*Description of the task*. Write out every line below that includes the word "html".

═══

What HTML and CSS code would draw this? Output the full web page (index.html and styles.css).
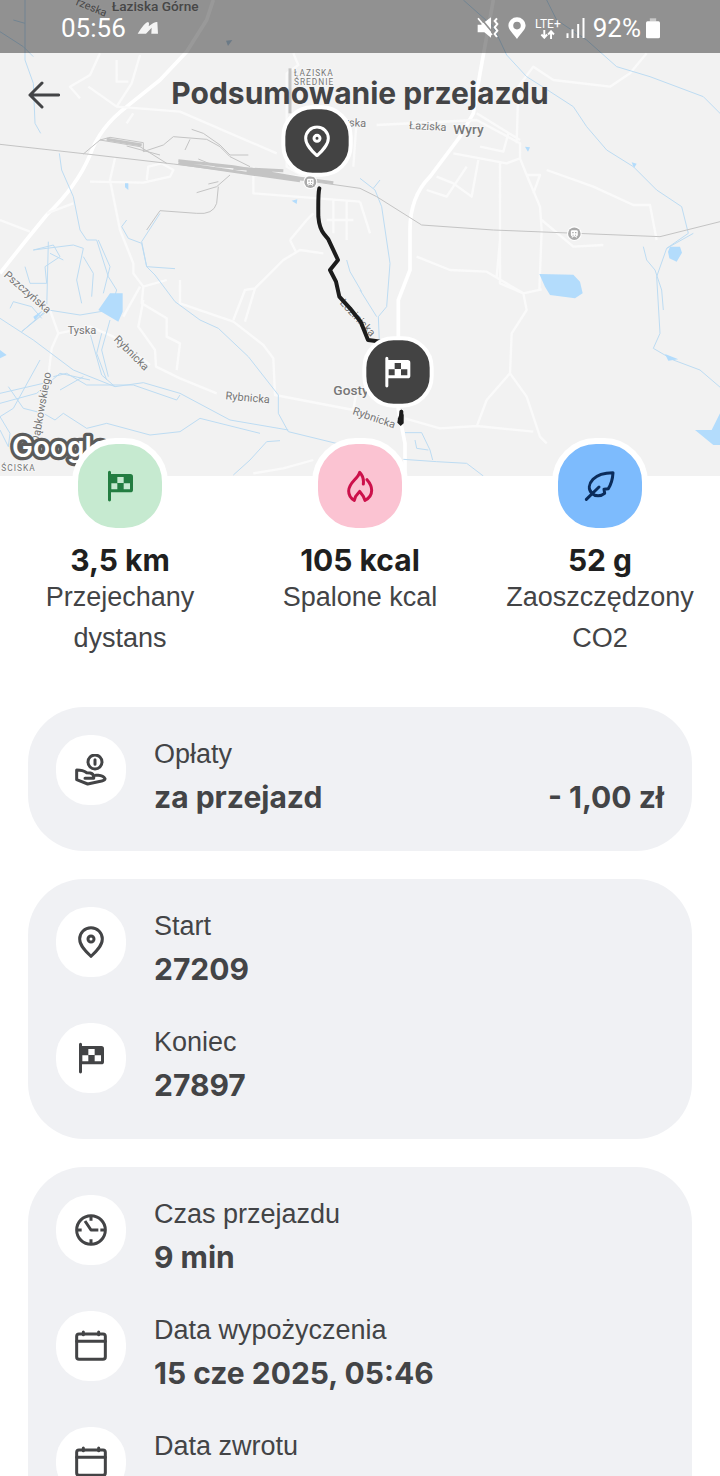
FILE: index.html
```
<!DOCTYPE html>
<html lang="pl">
<head>
<meta charset="utf-8">
<meta name="viewport" content="width=device-width, initial-scale=1">
<title>Podsumowanie przejazdu</title>
<link rel="stylesheet" href="styles.css">
</head>
<body>
<svg class="sprite" aria-hidden="true">
  <symbol id="pin" viewBox="0 0 96 96"><path class="line" d="M48 91C34 78 14 60 14 39A34 34 0 0 1 82 39C82 60 62 78 48 91Z"/><circle class="line" cx="48" cy="39" r="9"/></symbol>
  <symbol id="flag" viewBox="0 0 96 96"><path fill="currentColor" fill-rule="evenodd" d="M12 7a4 4 0 0 1 9 0v5h58q8 0 8 8v39q0 8-8 8H21v23a4 4 0 0 1-9 0ZM40 21v18h19V21ZM22 40v18h18V40ZM59 40v18h19V40Z"/></symbol>
  <symbol id="flame" viewBox="0 0 96 96"><path class="line" d="M58 42C60 26 55 15 47 7C42 27 14 37 14 63C14 77 22 86 31 91L35 79L47 64L58 79L63 91C74 86 83 75 83 61C83 48 77 38 69 29"/></symbol>
  <symbol id="leaf" viewBox="0 0 96 96"><path class="line" d="M7 88L45 51M24 70C12 58 14 42 27 28C40 14 62 8 87 8C86 26 82 42 73 56L60 58L62 70C50 80 34 80 24 70Z"/></symbol>
  <symbol id="hand" viewBox="0 0 96 96"><g class="line"><circle cx="60" cy="24" r="21"/><path d="M60 17v14M30 73H56Q58 60 46 57L35 56Q24 48 5 48V77L38 90L80 81Q90 78 90 74Q85 65 70 64H62"/></g></symbol>
  <symbol id="clock" viewBox="0 0 96 96"><g class="line flat"><circle cx="48" cy="48" r="43"/><path d="M48 4v16M48 76v16M4 48h16M76 48h16M30 21L48 48H70"/></g></symbol>
  <symbol id="calendar" viewBox="0 0 96 96"><g class="line"><rect x="5" y="12" width="86" height="76" rx="7"/><path d="M5 34H91M25 6v8M71 6v8"/></g></symbol>
  <symbol id="station" viewBox="0 0 44 44"><circle cx="22" cy="22" r="21" fill="#fff"/><circle cx="22" cy="22" r="18" fill="#aaa"/><rect x="12" y="12" width="20" height="18" rx="4" fill="#fff"/><path d="M15 33l4-4M29 33l-4-4" stroke="#fff" stroke-width="3"/><path d="M16 17h4v4h-4zM24 17h4v4h-4zM17 25h3v3h-3zM24 25h3v3h-3z" fill="#aaa"/></symbol>
</svg>

<div class="screen">
  <header class="hero">
    <svg class="map" viewBox="0 0 2160 1428" preserveAspectRatio="xMidYMin slice" role="img" aria-label="Mapa trasy przejazdu">
      <rect width="2160" height="1428" fill="#f2f2f2"/>
      <g class="road">
        <path class="wide" d="M0 820Q70 730 140 645Q230 560 270 465Q300 380 380 320L480 240L560 155L620 60L640 0"/>
        <path d="M300 160L270 225L210 260L240 295M265 260L350 320L540 335L830 460M350 180V245H385M420 165L395 250L350 320M880 160L895 195L860 220V500L940 545M400 340L380 370M270 545L430 548L510 530L520 510L485 490L445 500L440 540M345 475L330 540L360 690L400 790L400 820L430 860L500 840M220 610L140 640M0 660L90 695M640 505L900 530M760 500V580L1080 605M540 840V910L700 965L790 1035L820 1075L825 1185L1060 1230M430 860L425 910L500 955L500 1010L540 1030L530 1110M420 860L370 950M430 900L415 980L465 1050L468 1100L540 1135L650 1180M700 960L735 870L765 865L735 965M765 865L850 780L900 750L970 760M870 720L890 760M940 640L920 660L870 720M150 930L175 1000L155 1045L145 1130M175 1000L270 980L340 1010L450 1095M1000 600V700M1040 600V720M980 660H1060M760 1420L850 1405L940 1380"/>
        <path class="wide" d="M1480 0L1440 220L1420 340L1380 410L1290 530Q1230 590 1230 690V810L1195 900V1230L1215 1330V1428"/>
        <path d="M1130 375L1430 360L1560 430V475L1580 525L1620 620L1625 690L1618 870M1550 430L1555 260L1600 200L1660 240L1830 260L1890 220L1940 160M1430 340L1560 420M1360 460L1520 490L1560 475M1440 440L1510 455L1525 400M1310 530L1360 550L1415 590L1435 480M1280 570L1340 590L1400 500M1500 490V850L1570 880L1580 930L1535 1000L1530 1120L1580 1190L1620 1310L1640 1330M1530 1120L1460 1200L1430 1280M1250 770L1350 810L1460 815L1570 880L1625 868M1620 880M1500 720L1490 830M1215 1255L1320 1285L1430 1278L1600 1295M1580 525H1620L1600 580M1640 510L1780 560L1900 615H1950L1970 720M1625 660L1720 740L1810 735M1070 360L1060 500M1080 605L1110 700M1400 720M1070 1170L1060 1230"/>
      </g>
      <g class="water">
        <path d="M75 0V180L100 250L105 370L122 400M0 95L70 140L100 170M40 60L75 70M178 460L185 510L220 590L240 690L260 720H290L325 830L350 870L330 930L240 945L145 930L65 995L140 930M380 660L365 680L385 715L425 730L440 800L465 825L525 905L600 960L655 985L745 1070L835 1185V1240L865 1295L1070 1345M480 640L425 725L440 800L525 806M0 955L100 1020L220 1110L345 1160L430 1148L540 1180L690 1260L865 1290M160 1130L200 1120L260 1155H400L530 1200L540 1185M0 1210L110 1180L180 1120L270 1140M0 1180L130 1150M0 1250L40 1225L120 1080M25 1160L70 1225L130 1240L165 1260M165 1260L190 1240L260 1285L320 1270L450 1305L540 1295L600 1255L780 1300M700 1425L750 1380L800 1325L840 1322M180 1170L250 1130M0 1250L30 1300L25 1340L0 1290M270 1000L305 1125L345 1160M305 1000L290 1060L320 1140M330 960L305 1050L325 1130M140 850L135 800L180 770L160 735L100 750L220 735L250 745L230 840L245 910M250 770L280 820L275 890M295 720L330 800L310 880M75 800L90 850L140 850M30 925L40 905L95 920L125 955M150 760L190 780M145 725L140 930"/>
        <path d="M1390 0L1480 80L1520 165L1580 230L1635 265L1720 320L1760 380L1820 450L1900 500L1970 570L2045 620L2065 700L2000 745L1970 830L1980 1000L1960 1045L2020 1080L2100 1110L2170 1170M1930 740L1940 780L1965 810L1985 870L1990 930M2080 700L2000 745M1640 0L1670 60L1760 120L1850 200L1950 230L2110 290L2170 350M1080 535L1125 570L1145 620L1170 790L1160 920L1135 950L1138 1025M1120 565L1140 540M1080 870L1130 950M1040 780L1050 815L1085 875M1210 1378L1310 1385L1400 1390L1450 1428M1215 1298H1265L1290 1350L1298 1380M1245 1320L1250 1345L1285 1350"/>
      </g>
      <path fill="#b3dcfc" d="M330 880H368V935L355 965L295 930ZM1618 822L1720 824L1740 845L1748 880L1725 895L1650 885L1635 860ZM2010 740L2040 740L2046 758L2030 785L2008 775L2004 755ZM1995 1062L2035 1078L2005 1082ZM2085 1290L2135 1290L2160 1240V1335H2140ZM0 1050L20 1065L0 1075ZM100 950L130 930L105 960ZM375 550H385V570L375 562ZM875 602L892 598L890 612ZM1575 440L1590 442L1584 455ZM1895 487L1910 491L1902 504Z"/>
      <path fill="#b3cbe0" d="M678 122L697 120L684 138Z"/>
      <g class="rail">
        <path d="M0 433L260 462L520 492L940 545L1080 565L1130 590L1265 675L1480 690L1980 710L2160 665M250 462L300 420L420 440L500 490M300 420L330 412L430 428V455L490 435L520 410L620 418L660 440L690 470L750 500M380 438L480 465M555 450L570 418M575 388L610 400L660 435L690 465H745M595 477L650 500L760 505M590 578L650 560L690 525M625 552L655 545M655 560L650 610Q640 645 590 640L480 632L440 690"/>
        <path class="thick" d="M535 482L700 500L900 535L1000 548M535 490L740 520L900 542M700 505L850 512M740 512L900 538M320 418L425 435"/>
        <path class="thick" d="M870 205V340"/>
      </g>
      <g class="label">
        <text x="335" y="32" class="town">Łaziska Górne</text>
        <text transform="translate(226 14) rotate(22)">rzeska</text>
        <text x="882" y="227" class="district">ŁAZISKA</text>
        <text x="882" y="254" class="district">ŚREDNIE</text>
        <text transform="translate(1035 378) rotate(3)">rska</text>
        <text transform="translate(1227 387) rotate(3)">Łaziska</text>
        <text x="1360" y="402" class="town">Wyry</text>
        <text transform="translate(10 828) rotate(41)">Pszczyńska</text>
        <text x="203" y="1003">Tyska</text>
        <text transform="translate(340 1020) rotate(45)">Rybnicka</text>
        <text transform="translate(676 1198) rotate(5)">Rybnicka</text>
        <text transform="translate(1056 1242) rotate(19)">Rybnicka</text>
        <text transform="translate(1018 910) rotate(47)">Łoziniska</text>
        <text transform="translate(116 1330) rotate(-80)">Dąbkowskiego</text>
        <text x="1000" y="1184" class="town">Gostyń</text>
        <text x="4" y="1412" class="district">ŚCISKA</text>
      </g>
      <use href="#station" x="909" y="524" width="44" height="44"/>
      <use href="#station" x="1700" y="678" width="46" height="46"/>
      <path class="route" d="M958 565Q954 580 955 650Q958 685 972 702L985 718L1014 780L990 810L1008 845L1018 890L1050 925L1082 965L1104 1020L1150 1026M1204 1235L1203 1260"/>
      <path d="M1194 1255L1204 1228L1211 1245V1270L1202 1278L1192 1268Z" fill="#1c1c1c"/>
      <g class="marker">
        <rect x="850" y="322" width="202" height="202" rx="88"/>
        <use href="#pin" x="903" y="376" width="96" height="96"/>
        <rect x="1093" y="1015" width="202" height="202" rx="88"/>
        <use href="#flag" x="1144" y="1068" width="96" height="96"/>
      </g>
      <text class="logo" x="36" y="1370">Google</text>
    </svg>

    <div class="status">
      <span class="time">05:56</span>
      <svg class="brand" viewBox="0 0 66 40" fill="#f4f4f4"><path d="M2 37Q24 2 33 2Q38 3 35 15Q52 1 61 2L63 37H43L44 19L27 37Z"/></svg>
      <div class="status-right">
        <svg class="s-mute" viewBox="0 0 66 66"><path fill="#fff" d="M2 23H12L42 1V62L22 46H2Z"/><path d="M8 0L48 48" stroke="#919191" stroke-width="5"/><path d="M3 4L45 54" stroke="#fff" stroke-width="5"/><path d="M60 4l-7 8 8 9-8 10 8 10-8 10 7 9" fill="none" stroke="#fff" stroke-width="6"/></svg>
        <svg class="s-pin" viewBox="0 0 52 64"><path fill="#fff" fill-rule="evenodd" d="M26 64C15 48 1 38 1 24A25 23 0 0 1 51 24C51 38 36 48 26 64ZM26 14A11 11 0 1 0 26 36A11 11 0 1 0 26 14Z"/></svg>
        <span class="lte">LTE+<svg viewBox="0 0 44 28"><path d="M12 0V22M3 14l9 10 9-10M33 28V6M24 14l9-10 9 10" fill="none" stroke="#fff" stroke-width="6"/></svg></span>
        <svg class="s-bars" viewBox="0 0 56 60"><path d="M4 46V60M19 34V60M36 18V60M52 0V60" stroke="#fff" stroke-width="6"/></svg>
        <span>92%</span>
        <svg class="s-batt" viewBox="0 0 44 64"><path fill="#c9c9c9" d="M12 0H32V10H12Z"/><rect y="9" width="44" height="54" rx="5" fill="#fff"/></svg>
      </div>
    </div>
    <div class="topbar">
      <button class="back" type="button" aria-label="Wstecz"><svg viewBox="0 0 96 96"><path class="line" d="M92 48H6M42 12L6 48L42 84"/></svg></button>
      <h1>Podsumowanie przejazdu</h1>
    </div>
  </header>

  <main>
    <section class="stats">
      <div class="stat"><span class="bubble green"><svg><use href="#flag"/></svg></span><strong>3,5 km</strong><span class="name">Przejechany dystans</span></div>
      <div class="stat"><span class="bubble pink"><svg><use href="#flame"/></svg></span><strong>105 kcal</strong><span class="name">Spalone kcal</span></div>
      <div class="stat"><span class="bubble blue"><svg><use href="#leaf"/></svg></span><strong>52 g</strong><span class="name">Zaoszczędzony CO2</span></div>
    </section>

    <section class="card">
      <div class="item"><span class="icon"><svg><use href="#hand"/></svg></span><div class="info"><span class="name">Opłaty</span><div class="values"><strong>za przejazd</strong><strong>- 1,00 zł</strong></div></div></div>
    </section>
    <section class="card">
      <div class="item"><span class="icon"><svg><use href="#pin"/></svg></span><div class="info"><span class="name">Start</span><strong>27209</strong></div></div>
      <div class="item"><span class="icon"><svg><use href="#flag"/></svg></span><div class="info"><span class="name">Koniec</span><strong>27897</strong></div></div>
    </section>
    <section class="card">
      <div class="item"><span class="icon"><svg><use href="#clock"/></svg></span><div class="info"><span class="name">Czas przejazdu</span><strong>9 min</strong></div></div>
      <div class="item"><span class="icon"><svg><use href="#calendar"/></svg></span><div class="info"><span class="name">Data wypożyczenia</span><strong>15 cze 2025, 05:46</strong></div></div>
      <div class="item"><span class="icon"><svg><use href="#calendar"/></svg></span><div class="info"><span class="name">Data zwrotu</span></div></div>
    </section>
  </main>
</div>
</body>
</html>
```
FILE: styles.css
```
* { box-sizing: border-box; }
body { margin: 0; background: #fff; color: #434446; font-family: "Liberation Sans", Arial, sans-serif; }
svg { display: block; }
.sprite { position: absolute; width: 0; height: 0; }
.screen { height: 100vh; overflow: hidden; }
.line { fill: none; stroke: currentColor; stroke-width: 9; stroke-linecap: round; stroke-linejoin: round; }
.flat { stroke-linecap: butt; }

/* Map header */
.hero { position: relative; aspect-ratio: 180 / 119; overflow: hidden; }
.map { position: absolute; inset: 0; width: 100%; height: 100%; }
.road { fill: none; stroke: #fafafa; stroke-width: 7; stroke-linejoin: round; }
.road .wide { stroke: #fff; stroke-width: 11; }
.water { fill: none; stroke: #bddcf3; stroke-width: 3; stroke-linejoin: round; }
.rail { fill: none; stroke: #c4c4c4; stroke-width: 3; }
.rail .thick { stroke-width: 9; }
.route { fill: none; stroke: #1c1c1c; stroke-width: 12; stroke-linejoin: round; stroke-linecap: round; }
.marker { color: #fff; }
.marker rect { fill: #434343; stroke: #fff; stroke-width: 12; }
.label { font-family: Roboto, sans-serif; font-size: 33px; fill: #777; stroke: #f6f6f6; stroke-width: 6; paint-order: stroke; }
.label .town { font-size: 41px; font-weight: 500; }
.label .district { font-size: 25px; letter-spacing: 3px; }
.logo { font: 600 84px Inter, sans-serif; fill: #fff; stroke: #5b5b5b; stroke-width: 20; stroke-linejoin: round; paint-order: stroke; }

.status { position: relative; display: flex; align-items: center; height: 53px; padding: 3px 60px 0 61px; background: rgba(0, 0, 0, .4); color: #fff; font: 26px/30px Roboto, sans-serif; }
.brand { width: 22px; height: 14px; margin-left: 11px; }
.status-right { display: flex; align-items: center; margin-left: auto; }
.s-mute { width: 22px; height: 22px; }
.s-pin { width: 18px; height: 22px; margin-left: 9px; }
.lte { display: grid; justify-items: center; margin-left: 9px; font-size: 12px; line-height: 12px; }
.lte svg { width: 15px; height: 9px; }
.s-bars { width: 19px; height: 20px; margin: 0 8px 0 5px; }
.s-batt { width: 14px; height: 21px; margin-left: 5px; }

.topbar { position: relative; display: grid; grid-template-columns: 32px 1fr 32px; align-items: center; padding: 20px 28px; color: #434446; }
.back { width: 32px; height: 44px; padding: 0; border: 0; background: none; color: inherit; }
.back svg { width: 32px; height: 32px; }
h1 { align-self: start; margin: 0; text-align: center; font: 700 30px/40px Inter, sans-serif; }

/* Ride statistics */
.stats { position: relative; display: grid; grid-template-columns: repeat(3, 1fr); margin-top: -38px; }
.stat { display: flex; flex-direction: column; align-items: center; padding: 0 24px; text-align: center; }
.stat strong { margin-top: 9px; color: #1f1f20; line-height: 34px; }
.stat .name { line-height: 41px; }
.bubble { display: grid; place-items: center; width: 96px; height: 96px; border: 6px solid #fff; border-radius: 44px; }
.bubble svg, .icon svg { width: 32px; height: 32px; }
.green { background: #c6ead0; color: #237d41; }
.pink { background: #fbc3d2; color: #cc114b; }
.blue { background: #7dbbfd; color: #0b2c5b; }

.name { font-size: 27px; line-height: 38px; }
strong { font: 700 30px/44px Inter, sans-serif; }

/* Detail cards */
.card { display: grid; gap: 28px; margin: 28px; padding: 28px; border-radius: 56px; background: #f0f1f4; }
.stats + .card { margin-top: 48px; }
.item { display: flex; gap: 28px; min-height: 88px; }
.icon { display: grid; place-items: center; flex: none; width: 70px; height: 70px; border-radius: 33px; background: #fff; }
.info { display: flex; flex: 1; flex-direction: column; gap: 2px; }
.values { display: flex; justify-content: space-between; }
```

═══

*Output of the task*.
What HTML and CSS code would draw this? Output the full web page (index.html and styles.css).
FILE: index.html
<!DOCTYPE html>
<html lang="pl">
</html>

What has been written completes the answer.